A pregnant Michigan woman is looking at a very unhappy Mother’s Day while she sits in prison after being convicted of assault and felony firearms – a term alluding to the use of a firearm in the commission of a felony – in a case from 2017 that has fired up gun rights advocates, but the National Review suggests suffers from muddy waters.
Second Amendment Foundation founder Alan M. Gottlieb said the other day that the likelihood Siwatu-Salama Ra will deliver her second child behind bars is “barbaric.” The National Rifle Association has tweeted that “No one should be imprisoned for exercising their right to self-defense.” A columnist and editor with the Detroit News wrote about her plight.
Even at age 26, Ra is a veteran environmental activist who represented Detroit at the Paris Climate Summit. She is/was licensed to carry in Michigan. Depending upon one’s perspective, she acted as any armed private citizen might, facing the same circumstances, knowing what she knew at the time, or she acted like a trigger-happy extremist. Her plight has sparked a movement: freesiwatu.org. Democracy Now! has posted a report on YouTube.
The facts of this case are in dispute. So much so, apparently, that the National Review noted, “But a lot of the media coverage has been incredibly slanted, sometimes to the point of not even explaining the other side of the story, and confusing on a factual level to boot.”
This is what is known:
Last summer, a dispute arose between Ra, her mother and the mother of a girl visiting Ra’s 14-year-old niece at Ra’s mother’s home in Detroit. The two girls had been in a previous altercation, but reportedly had settled their differences and were friends once again.
However, Ra reportedly decided the other girl couldn’t stay. When her mom – identified as Chanell Harvey – showed up to take her daughter home, the real trouble began, and the accounts of what actually happened become markedly different.
Ra alleged that Harvey became angry, rammed her car into Ra’s car in which Ra’s 2-year-old daughter was playing, and then moved her car back and forth in a threatening and potentially harmful manner. Ra retrieved her unloaded, legally-owned and licensed handgun from the glove box and aimed it at Harvey’s car, in which Harvey and her daughter were seated. Harvey, before leaving, apparently snapped images of Ra, concealing the gun behind her back, and then went to the police station to file a report. However, Ra waited before contacting police to file a report.
The other version is that Ra reached for the gun and Harvey accidentally hit Ra’s car in an attempt to leave.
Not that this matters, perhaps, but Harvey reportedly was on probation for an assault charge at the time.
But this does matter: Harvey would have no way of knowing that Ra’s handgun was unloaded. (Police have been cleared of wrongdoing if they shoot someone in self-defense, if they were armed with unloaded or toy guns, or something that only looked like a gun.)
The National Review attempts to put to rest an apparent misconception that Detroit Police consider the first report to be filed by the victim. Not so, say police. There was a thorough investigation, they told the National Review.
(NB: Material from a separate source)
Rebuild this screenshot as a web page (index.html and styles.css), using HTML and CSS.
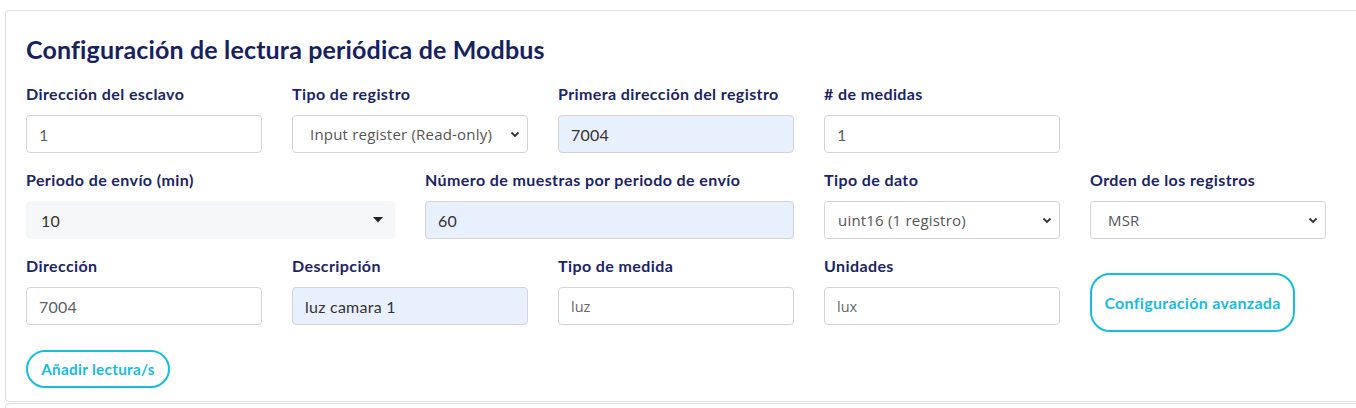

Charges were filed and there was a conviction. There is reportedly an effort to correct the impression about how Detroit police take reports and decide between who is the victim and the suspect.
But there was also a weather factor. As the National Review noted, “Also, there was a snowstorm coming during the deliberations, and the jury was not told that the gun charge came with a two-year mandatory minimum.”
So, did the jury act hastily, without all pertinent information, perhaps in a rush to beat the weather?
Michigan is a Stand-Your-Ground state. Ra had no duty to retreat and, if her version is accurate, could legally act in her own defense as well as that of her toddler and her mother.
There is reportedly an appeal in progress. But appeals take time, and Ra is due to deliver her baby next month.
For his part, SAF’s Gottlieb summed up the case this way:
“What is happening to Siwatu-Salama Ra isn’t just questionable, it might even fall under cruel and unusual punishment. This case certainly calls into question the way Michigan’s mandatory sentencing requirement is being enforced.
“This appears to be a case where a law is being strictly enforced,” he said, “but it’s not so certain we’re seeing justice.”